Scan the data for "this" and copy the lines it appears in.

-- start of Working data --

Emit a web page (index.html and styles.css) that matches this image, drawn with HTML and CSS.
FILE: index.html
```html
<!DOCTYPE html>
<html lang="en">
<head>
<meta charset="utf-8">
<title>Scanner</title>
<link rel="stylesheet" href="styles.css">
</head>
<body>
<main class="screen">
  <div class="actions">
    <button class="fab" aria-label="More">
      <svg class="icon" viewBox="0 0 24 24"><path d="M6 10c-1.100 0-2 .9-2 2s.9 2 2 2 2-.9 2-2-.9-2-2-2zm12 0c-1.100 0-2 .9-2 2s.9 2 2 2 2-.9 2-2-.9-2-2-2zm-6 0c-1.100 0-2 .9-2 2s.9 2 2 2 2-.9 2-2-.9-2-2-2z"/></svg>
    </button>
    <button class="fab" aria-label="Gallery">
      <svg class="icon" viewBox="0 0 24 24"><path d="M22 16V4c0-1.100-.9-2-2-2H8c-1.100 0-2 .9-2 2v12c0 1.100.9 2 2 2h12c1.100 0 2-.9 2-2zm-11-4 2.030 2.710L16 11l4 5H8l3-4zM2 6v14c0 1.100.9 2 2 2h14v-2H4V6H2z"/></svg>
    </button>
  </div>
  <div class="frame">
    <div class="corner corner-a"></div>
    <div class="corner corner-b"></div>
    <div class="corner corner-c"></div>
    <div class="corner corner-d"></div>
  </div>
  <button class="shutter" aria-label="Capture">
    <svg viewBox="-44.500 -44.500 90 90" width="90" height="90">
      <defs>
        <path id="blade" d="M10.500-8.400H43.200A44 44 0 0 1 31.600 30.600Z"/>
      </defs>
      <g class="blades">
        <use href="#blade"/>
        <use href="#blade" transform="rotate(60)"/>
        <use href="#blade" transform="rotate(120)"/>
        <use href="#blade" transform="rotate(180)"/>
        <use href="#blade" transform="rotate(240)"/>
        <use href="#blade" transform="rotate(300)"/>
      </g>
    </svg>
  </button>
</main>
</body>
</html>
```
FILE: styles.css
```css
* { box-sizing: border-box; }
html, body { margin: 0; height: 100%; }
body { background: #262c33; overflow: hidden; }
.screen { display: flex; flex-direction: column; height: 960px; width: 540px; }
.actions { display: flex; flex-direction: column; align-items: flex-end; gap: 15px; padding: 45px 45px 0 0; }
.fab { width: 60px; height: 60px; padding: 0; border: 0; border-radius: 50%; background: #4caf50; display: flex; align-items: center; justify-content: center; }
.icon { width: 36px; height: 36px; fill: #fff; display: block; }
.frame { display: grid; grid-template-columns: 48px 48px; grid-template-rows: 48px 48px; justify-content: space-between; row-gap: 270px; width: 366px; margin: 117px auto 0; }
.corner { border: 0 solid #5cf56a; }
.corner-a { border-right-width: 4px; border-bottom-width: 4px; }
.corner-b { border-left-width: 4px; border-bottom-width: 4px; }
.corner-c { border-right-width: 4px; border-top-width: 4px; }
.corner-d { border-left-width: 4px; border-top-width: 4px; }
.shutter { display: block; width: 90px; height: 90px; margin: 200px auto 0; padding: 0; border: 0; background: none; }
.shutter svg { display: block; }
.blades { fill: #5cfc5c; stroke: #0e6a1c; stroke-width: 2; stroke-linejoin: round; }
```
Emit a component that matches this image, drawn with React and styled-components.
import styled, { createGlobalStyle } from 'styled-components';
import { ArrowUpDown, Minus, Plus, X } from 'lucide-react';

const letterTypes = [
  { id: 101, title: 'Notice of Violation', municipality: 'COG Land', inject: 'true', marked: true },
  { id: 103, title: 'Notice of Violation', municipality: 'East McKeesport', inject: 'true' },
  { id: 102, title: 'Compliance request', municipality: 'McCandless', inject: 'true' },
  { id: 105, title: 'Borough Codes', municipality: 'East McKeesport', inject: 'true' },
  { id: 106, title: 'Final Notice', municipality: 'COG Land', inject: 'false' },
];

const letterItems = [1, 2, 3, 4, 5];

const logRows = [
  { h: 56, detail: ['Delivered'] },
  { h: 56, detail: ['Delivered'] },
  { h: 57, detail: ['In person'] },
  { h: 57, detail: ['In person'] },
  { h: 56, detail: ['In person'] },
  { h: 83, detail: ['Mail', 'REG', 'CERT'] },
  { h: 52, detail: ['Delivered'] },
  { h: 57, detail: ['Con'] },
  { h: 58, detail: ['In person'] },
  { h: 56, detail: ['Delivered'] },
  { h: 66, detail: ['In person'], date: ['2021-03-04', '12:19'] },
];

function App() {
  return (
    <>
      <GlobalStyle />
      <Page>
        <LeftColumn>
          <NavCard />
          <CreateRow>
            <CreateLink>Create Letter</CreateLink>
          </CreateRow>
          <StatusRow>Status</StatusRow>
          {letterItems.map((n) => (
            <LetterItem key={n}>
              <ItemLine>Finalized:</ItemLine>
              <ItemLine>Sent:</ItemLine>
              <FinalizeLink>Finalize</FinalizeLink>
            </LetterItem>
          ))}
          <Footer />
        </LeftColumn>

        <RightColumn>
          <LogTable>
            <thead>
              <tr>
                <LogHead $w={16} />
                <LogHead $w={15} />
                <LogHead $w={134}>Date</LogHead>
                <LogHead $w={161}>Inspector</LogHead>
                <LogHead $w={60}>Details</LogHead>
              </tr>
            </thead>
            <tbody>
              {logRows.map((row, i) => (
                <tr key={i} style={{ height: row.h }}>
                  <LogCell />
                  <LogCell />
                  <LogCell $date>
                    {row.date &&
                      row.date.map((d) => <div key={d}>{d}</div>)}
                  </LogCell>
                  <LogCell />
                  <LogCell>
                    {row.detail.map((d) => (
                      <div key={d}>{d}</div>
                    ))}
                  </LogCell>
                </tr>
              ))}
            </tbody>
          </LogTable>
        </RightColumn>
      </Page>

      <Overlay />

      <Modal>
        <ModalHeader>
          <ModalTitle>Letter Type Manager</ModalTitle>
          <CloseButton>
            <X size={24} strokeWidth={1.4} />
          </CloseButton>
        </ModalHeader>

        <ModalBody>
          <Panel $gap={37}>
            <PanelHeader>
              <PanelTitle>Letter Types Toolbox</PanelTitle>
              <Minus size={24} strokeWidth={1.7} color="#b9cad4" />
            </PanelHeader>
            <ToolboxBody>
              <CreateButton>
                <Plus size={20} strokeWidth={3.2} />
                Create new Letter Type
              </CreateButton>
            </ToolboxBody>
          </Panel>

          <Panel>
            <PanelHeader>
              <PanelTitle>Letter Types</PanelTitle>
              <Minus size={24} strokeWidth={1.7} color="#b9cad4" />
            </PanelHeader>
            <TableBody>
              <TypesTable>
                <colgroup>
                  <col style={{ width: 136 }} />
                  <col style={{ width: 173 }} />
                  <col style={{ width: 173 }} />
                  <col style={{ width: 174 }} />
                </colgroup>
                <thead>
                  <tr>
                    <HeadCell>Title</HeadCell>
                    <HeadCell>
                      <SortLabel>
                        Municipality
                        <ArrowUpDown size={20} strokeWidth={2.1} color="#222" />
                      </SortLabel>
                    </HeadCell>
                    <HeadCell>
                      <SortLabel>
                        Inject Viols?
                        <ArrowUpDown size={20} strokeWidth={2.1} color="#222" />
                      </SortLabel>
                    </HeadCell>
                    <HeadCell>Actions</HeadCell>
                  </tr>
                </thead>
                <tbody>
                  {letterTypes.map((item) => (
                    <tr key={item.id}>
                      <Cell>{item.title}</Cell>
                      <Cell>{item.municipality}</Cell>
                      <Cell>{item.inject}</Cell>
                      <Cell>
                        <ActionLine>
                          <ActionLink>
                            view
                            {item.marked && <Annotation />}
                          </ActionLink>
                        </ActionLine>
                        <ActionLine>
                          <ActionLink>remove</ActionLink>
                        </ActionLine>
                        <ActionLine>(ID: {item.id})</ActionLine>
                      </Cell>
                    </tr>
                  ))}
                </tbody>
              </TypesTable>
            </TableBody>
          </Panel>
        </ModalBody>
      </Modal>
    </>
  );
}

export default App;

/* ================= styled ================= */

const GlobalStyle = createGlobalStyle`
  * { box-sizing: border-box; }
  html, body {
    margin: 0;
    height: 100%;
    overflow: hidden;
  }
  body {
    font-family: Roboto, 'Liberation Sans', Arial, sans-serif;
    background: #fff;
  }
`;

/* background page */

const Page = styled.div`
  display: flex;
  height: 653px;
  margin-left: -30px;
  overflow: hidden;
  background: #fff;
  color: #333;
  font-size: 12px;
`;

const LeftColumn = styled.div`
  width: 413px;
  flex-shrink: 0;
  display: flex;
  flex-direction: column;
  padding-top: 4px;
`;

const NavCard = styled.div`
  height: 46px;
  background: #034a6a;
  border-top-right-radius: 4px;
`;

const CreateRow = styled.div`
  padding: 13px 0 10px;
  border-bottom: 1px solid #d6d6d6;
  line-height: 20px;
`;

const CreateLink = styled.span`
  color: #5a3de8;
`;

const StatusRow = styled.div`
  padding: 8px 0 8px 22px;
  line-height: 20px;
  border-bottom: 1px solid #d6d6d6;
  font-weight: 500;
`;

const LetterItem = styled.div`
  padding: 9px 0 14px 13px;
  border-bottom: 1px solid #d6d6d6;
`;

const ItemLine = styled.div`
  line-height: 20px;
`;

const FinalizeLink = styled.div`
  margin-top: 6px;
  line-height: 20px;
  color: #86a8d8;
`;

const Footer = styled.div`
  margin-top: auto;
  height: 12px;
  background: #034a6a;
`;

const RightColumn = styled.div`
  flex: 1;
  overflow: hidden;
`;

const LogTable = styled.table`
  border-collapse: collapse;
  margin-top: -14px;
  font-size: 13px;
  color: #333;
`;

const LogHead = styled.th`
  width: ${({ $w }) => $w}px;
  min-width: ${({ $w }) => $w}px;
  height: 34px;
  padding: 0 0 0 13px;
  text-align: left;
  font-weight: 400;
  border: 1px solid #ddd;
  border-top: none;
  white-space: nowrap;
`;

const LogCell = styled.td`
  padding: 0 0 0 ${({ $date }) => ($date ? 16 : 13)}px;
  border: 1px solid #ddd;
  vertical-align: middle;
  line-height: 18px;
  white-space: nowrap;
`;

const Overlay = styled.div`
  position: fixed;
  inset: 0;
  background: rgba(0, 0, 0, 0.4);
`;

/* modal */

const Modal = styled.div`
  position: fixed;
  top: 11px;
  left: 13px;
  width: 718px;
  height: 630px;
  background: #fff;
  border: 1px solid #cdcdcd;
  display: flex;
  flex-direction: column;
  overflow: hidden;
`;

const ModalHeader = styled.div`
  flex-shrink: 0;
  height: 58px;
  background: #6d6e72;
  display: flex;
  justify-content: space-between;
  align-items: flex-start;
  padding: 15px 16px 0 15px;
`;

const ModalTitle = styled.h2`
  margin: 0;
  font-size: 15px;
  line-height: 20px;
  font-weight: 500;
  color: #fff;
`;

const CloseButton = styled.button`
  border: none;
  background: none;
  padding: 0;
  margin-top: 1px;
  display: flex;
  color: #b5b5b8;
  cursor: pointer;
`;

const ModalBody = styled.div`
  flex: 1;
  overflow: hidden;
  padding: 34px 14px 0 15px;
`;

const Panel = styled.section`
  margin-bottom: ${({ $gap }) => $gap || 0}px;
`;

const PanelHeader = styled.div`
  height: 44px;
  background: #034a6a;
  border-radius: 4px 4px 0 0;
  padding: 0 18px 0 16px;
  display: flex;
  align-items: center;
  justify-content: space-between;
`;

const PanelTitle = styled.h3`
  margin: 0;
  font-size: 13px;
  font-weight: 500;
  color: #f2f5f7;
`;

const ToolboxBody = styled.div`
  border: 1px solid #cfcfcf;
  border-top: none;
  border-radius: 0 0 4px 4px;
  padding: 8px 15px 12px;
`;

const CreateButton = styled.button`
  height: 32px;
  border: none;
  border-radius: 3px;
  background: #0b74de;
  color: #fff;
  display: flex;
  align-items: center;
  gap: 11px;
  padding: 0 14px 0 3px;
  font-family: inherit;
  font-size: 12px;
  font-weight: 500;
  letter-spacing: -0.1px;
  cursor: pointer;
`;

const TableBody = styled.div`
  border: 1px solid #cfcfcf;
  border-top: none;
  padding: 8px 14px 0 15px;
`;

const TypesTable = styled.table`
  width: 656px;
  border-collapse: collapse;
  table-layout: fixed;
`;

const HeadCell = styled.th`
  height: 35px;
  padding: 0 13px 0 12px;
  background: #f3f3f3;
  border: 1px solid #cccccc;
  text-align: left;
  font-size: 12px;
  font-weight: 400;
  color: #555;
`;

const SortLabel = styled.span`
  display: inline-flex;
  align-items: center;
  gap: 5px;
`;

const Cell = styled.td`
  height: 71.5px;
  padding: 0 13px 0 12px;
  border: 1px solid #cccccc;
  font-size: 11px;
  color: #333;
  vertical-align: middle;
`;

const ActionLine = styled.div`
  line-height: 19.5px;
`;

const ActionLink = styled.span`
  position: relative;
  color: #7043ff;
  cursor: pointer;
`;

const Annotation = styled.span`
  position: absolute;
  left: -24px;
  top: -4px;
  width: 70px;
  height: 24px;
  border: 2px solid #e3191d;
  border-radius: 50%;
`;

-- end of Working data --
-- start of Working data --

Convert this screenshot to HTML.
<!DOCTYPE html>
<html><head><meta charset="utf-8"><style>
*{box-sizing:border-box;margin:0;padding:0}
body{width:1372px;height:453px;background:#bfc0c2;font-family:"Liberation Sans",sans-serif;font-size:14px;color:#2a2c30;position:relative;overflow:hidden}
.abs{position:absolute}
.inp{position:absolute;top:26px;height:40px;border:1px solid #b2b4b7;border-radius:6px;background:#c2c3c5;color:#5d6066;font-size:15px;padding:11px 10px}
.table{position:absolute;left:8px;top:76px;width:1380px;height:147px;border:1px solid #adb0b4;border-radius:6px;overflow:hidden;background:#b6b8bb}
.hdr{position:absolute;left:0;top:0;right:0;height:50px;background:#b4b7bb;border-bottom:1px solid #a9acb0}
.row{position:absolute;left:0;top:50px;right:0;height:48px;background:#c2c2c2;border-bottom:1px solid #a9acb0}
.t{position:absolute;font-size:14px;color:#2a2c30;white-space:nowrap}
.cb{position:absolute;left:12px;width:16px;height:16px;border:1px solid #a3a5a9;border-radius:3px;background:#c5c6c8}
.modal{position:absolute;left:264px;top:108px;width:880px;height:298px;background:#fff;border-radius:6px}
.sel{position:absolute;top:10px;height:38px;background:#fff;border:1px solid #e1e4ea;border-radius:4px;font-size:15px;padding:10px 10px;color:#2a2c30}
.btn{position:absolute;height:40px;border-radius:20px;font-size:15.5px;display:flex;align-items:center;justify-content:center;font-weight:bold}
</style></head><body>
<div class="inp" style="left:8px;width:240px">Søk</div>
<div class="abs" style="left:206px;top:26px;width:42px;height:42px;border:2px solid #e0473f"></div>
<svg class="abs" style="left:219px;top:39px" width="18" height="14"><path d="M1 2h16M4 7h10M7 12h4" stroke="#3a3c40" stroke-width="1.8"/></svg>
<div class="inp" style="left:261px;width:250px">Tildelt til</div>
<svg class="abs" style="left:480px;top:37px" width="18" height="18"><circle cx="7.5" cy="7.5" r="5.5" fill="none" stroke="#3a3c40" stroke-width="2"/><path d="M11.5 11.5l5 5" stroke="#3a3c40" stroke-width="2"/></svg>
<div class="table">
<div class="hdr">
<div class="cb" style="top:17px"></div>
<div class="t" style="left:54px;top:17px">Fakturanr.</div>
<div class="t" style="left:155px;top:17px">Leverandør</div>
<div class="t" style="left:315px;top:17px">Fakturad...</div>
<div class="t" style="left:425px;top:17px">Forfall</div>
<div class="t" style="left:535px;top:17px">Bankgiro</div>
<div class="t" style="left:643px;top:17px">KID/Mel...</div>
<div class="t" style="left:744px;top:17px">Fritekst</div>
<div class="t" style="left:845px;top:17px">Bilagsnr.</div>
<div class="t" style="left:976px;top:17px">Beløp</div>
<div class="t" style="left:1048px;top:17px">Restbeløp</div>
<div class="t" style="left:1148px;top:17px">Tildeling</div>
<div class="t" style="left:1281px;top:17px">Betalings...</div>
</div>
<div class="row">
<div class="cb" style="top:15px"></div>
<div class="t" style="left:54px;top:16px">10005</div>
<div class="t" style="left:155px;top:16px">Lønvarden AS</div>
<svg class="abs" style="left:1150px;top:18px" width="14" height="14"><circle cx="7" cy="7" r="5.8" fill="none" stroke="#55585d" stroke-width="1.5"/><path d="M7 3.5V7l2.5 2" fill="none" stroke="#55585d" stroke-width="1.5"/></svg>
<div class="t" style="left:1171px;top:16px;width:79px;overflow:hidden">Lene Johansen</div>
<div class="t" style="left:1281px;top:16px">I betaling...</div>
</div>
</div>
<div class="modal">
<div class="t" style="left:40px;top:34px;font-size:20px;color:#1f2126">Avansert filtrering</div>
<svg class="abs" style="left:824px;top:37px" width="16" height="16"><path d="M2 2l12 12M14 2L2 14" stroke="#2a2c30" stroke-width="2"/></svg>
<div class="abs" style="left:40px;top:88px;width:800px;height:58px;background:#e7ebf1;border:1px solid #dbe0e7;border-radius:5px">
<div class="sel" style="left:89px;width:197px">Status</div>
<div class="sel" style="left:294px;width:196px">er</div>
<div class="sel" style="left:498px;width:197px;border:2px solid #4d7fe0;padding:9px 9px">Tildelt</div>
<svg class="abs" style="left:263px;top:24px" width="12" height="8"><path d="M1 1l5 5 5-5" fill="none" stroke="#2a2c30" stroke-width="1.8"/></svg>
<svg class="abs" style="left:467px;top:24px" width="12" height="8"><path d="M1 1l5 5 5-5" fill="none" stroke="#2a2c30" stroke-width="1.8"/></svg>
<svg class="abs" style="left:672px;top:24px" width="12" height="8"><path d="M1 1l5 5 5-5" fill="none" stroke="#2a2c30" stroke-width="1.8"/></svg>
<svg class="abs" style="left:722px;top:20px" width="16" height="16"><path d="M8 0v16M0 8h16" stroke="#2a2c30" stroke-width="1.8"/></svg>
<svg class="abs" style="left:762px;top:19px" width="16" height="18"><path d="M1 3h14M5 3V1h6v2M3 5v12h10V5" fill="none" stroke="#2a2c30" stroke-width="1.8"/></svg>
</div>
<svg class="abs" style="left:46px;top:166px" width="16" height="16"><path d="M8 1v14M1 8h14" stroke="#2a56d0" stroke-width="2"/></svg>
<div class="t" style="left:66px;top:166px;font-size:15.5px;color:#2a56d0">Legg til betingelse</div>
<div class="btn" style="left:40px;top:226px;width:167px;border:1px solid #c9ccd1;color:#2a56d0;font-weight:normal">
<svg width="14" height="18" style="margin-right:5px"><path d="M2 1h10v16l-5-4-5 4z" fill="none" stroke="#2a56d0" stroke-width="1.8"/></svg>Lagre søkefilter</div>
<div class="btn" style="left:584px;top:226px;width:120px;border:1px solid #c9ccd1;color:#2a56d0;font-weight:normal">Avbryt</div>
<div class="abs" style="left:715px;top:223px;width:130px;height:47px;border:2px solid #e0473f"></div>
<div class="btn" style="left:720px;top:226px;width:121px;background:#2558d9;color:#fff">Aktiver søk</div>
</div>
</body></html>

-- end of Working data --

Written solution:
Emit a web page (index.html and styles.css) that matches this image, drawn with HTML and CSS.
Emit a component that matches this image, drawn with React and styled-components.
Convert this screenshot to HTML.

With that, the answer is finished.